The panel addresses the temporal dimension of mobility and displacement, interrogating different variations of speed as both results of power relations and of strategies deployed by those displaced, specifically exploring the ethnographic limits and demands of capturing the dimension of temporality.

Long Abstract:

Studies of migration, mobility and displacement often lack focus on the link between the management of space and the management of time (Griffiths et al. 2013). Beyond spatiality, power is exercised as a temporal force on mobile/displaced bodies, most notably in the experience of waiting (Khosravi 2014). Regimes of asylum, detention and deportation act on migrant bodies as temporal power, decelerating circulation and disassociating the body from its productivity (Papadopoulos et al. 2008). Migrants and refugees spend months, years, sometimes entire lives, in secluded or marginal spaces, liminal to the economic and political order. However, transnational migration is not the sole context in which the relationship between power, the state and the production of temporalities can be analysed; forced expulsions from urban environments, such as those produced by gentrification and urban renewal, also posit questions regarding the exclusion from space and the perceived "normal" flow of time (Kern 2015). Yet, the very spaces of spatial exclusion, such as camps or the new "planned" neighbourhoods can harbour new practices that challenge and subvert both the space and time of seclusion they aimed to enforce.

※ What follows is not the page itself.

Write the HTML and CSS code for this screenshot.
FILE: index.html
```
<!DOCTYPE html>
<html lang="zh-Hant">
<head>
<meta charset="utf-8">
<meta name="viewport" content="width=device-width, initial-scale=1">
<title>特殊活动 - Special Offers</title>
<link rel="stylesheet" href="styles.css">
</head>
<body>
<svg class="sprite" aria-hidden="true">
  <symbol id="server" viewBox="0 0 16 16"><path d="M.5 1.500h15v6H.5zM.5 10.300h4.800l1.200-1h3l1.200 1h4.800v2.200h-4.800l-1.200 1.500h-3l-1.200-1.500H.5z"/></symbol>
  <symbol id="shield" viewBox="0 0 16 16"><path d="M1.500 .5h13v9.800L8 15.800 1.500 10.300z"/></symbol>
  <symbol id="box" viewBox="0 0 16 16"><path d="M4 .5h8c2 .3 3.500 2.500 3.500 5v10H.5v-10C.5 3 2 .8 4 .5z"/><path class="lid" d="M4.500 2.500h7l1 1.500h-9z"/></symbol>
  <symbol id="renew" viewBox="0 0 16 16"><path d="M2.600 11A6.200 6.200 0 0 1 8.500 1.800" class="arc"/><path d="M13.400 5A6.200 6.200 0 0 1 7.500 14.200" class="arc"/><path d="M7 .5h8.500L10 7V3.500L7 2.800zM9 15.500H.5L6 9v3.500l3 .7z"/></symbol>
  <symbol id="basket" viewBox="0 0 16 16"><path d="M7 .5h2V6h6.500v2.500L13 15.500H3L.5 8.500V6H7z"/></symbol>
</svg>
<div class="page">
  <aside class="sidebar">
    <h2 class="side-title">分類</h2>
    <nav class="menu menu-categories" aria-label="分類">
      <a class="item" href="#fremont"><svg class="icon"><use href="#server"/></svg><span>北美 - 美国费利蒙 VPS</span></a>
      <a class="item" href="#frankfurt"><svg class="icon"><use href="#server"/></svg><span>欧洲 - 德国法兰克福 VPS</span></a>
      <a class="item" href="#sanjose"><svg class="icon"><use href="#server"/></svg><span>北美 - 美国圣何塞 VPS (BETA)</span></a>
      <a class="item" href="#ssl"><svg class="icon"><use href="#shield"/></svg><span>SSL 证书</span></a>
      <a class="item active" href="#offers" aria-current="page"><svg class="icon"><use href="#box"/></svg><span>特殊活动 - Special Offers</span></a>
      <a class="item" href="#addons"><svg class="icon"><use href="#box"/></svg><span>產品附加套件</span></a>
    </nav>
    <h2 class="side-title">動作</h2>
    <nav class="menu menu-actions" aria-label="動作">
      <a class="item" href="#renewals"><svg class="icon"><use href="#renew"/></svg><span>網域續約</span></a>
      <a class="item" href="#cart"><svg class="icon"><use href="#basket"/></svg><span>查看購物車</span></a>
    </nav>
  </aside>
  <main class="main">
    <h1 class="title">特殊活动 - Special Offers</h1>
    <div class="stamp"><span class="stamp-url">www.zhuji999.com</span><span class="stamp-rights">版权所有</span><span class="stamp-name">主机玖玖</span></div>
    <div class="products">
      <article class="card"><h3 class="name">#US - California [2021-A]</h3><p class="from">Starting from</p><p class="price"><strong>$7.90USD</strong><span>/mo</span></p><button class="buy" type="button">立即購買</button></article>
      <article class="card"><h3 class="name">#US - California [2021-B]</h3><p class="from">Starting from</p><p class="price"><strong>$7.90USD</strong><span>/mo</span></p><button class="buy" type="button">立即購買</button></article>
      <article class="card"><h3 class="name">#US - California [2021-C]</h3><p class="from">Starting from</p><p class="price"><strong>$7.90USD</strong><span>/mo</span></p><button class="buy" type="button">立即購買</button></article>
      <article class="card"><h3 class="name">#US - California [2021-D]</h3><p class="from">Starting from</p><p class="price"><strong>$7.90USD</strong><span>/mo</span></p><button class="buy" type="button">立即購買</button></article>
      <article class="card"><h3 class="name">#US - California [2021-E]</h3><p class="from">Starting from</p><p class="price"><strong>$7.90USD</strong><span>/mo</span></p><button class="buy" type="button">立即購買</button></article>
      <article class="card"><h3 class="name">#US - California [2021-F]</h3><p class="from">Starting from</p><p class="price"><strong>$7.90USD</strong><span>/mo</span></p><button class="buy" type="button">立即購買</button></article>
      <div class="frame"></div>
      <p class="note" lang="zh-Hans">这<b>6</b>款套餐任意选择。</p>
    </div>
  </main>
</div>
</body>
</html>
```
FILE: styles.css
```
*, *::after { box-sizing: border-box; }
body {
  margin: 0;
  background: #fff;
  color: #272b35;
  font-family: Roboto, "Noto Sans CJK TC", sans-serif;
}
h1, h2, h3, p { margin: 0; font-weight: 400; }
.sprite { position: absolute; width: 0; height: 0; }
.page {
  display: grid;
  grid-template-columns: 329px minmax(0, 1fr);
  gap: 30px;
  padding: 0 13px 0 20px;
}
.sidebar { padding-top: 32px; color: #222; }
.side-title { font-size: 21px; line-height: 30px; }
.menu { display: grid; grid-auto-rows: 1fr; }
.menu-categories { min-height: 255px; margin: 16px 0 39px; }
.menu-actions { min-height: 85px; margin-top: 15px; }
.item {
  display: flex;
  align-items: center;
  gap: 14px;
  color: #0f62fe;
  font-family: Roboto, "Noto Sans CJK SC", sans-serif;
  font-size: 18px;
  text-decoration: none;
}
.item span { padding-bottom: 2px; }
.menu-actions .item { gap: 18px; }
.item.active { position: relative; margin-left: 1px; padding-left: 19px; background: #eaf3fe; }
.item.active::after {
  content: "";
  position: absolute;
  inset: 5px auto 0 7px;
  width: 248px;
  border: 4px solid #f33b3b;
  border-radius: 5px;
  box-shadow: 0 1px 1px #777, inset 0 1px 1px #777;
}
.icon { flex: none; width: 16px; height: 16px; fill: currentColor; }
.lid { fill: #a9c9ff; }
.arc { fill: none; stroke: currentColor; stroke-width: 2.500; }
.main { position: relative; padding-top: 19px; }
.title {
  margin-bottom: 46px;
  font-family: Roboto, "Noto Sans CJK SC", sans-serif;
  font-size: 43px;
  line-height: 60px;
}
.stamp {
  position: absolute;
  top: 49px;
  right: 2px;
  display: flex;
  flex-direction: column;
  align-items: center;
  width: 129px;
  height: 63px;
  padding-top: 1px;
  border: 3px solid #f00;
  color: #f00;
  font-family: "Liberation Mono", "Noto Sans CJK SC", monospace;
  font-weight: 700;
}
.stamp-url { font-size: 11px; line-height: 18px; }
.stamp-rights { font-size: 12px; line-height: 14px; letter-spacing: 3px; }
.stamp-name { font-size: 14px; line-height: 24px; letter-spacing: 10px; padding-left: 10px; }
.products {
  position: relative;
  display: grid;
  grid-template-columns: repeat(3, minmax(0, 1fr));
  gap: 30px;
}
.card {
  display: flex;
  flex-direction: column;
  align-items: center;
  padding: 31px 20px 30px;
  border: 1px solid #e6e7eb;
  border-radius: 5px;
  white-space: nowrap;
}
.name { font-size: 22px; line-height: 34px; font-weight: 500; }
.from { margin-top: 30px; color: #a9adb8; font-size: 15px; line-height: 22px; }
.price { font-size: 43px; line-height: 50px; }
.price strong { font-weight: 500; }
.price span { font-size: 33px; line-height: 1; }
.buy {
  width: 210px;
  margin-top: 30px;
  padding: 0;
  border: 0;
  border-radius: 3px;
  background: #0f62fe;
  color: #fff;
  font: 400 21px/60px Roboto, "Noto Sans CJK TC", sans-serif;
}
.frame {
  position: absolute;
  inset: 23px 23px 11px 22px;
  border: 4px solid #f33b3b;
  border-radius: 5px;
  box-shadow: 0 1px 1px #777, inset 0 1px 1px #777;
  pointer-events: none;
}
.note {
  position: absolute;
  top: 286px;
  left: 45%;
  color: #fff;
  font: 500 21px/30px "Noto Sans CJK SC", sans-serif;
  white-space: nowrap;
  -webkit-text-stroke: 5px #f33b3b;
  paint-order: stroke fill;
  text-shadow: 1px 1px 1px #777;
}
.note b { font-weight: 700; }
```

With the aim of bringing time "back in" in the anthropology of spatial practices, this panel explores the temporalities of mobility and displacement, also focusing on the challenges of capturing temporality within ethnographic description. We particularly welcome papers that ethnographically enquire into how power channels, disrupt, decelerate or speed up circulation; but also into the strategies through which the displaced produce contesting temporalities.